Dix-huit employés d’un salon de coiffure africain à Paris, tous en situation de travail dissimulé, se sont lancés en 2014 dans une grève de... neuf mois. Les « 18 du 57 boulevard Strasbourg » réclament leur dû : des mois de salaire non payés, la régularisation de leur situation, un travail dans des conditions respectant la dignité humaine. Cette affaire apporte un éclairage nouveau sur une situation assimilable à de la traite humaine, en plein cœur de la capitale. Basta ! revient sur l’affaire, avant la décision qui doit être rendue ce 10 novembre par les tribunaux.

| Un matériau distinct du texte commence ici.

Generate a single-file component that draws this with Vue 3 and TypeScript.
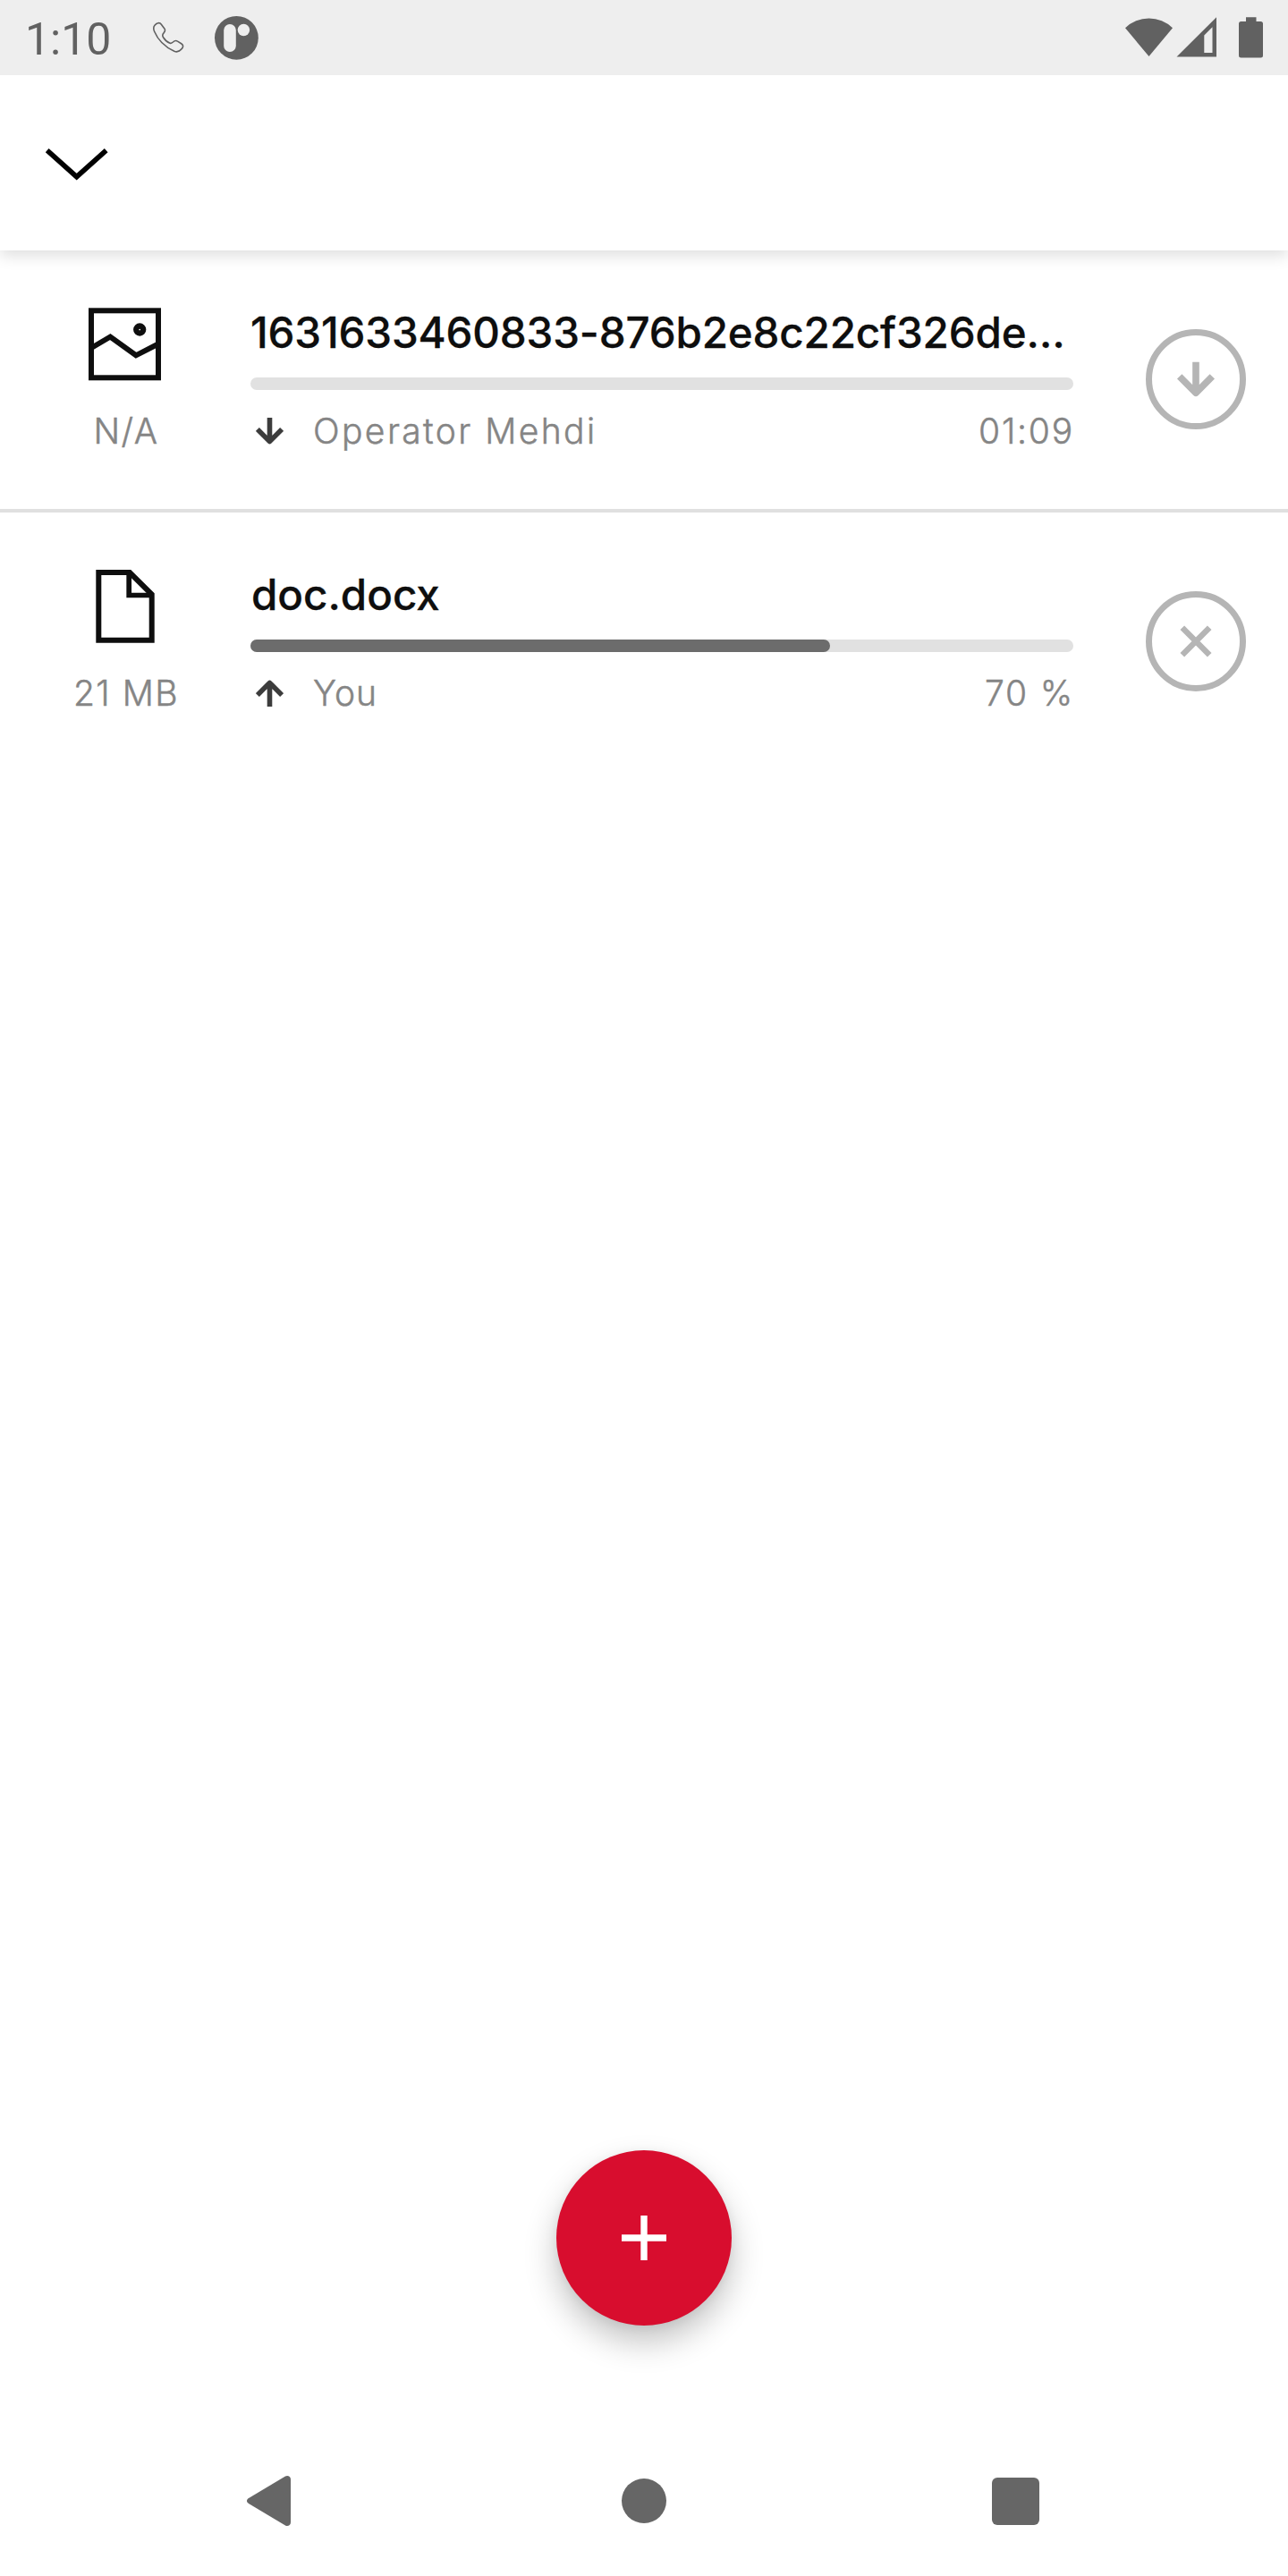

Dans le couloir du Conseil des Prud’hommes, Precious et Daniel mangent un sandwich et grignotent quelques frites. Ils sont tous les deux anciens employés du salon de coiffure et manucure « New York Fashion », dans le quartier Strasbourg-Saint-Denis à Paris. Un peu plus loin, une femme somnole, allongée sur des chaises, la tête posée sur son sac. Elle y travaillait comme manucure. Tous attendent le délibéré des juges dans l’affaire des « 18 du 57 boulevard de Strasbourg » qui les oppose à leur ancien employeur. Ils sont dix-huit employés étrangers – ivoiriens, nigériens, maliens, guinéens, burkinabés et chinois – dont 14 sans-papiers, travaillant dans des conditions comparables à de la traite humaine.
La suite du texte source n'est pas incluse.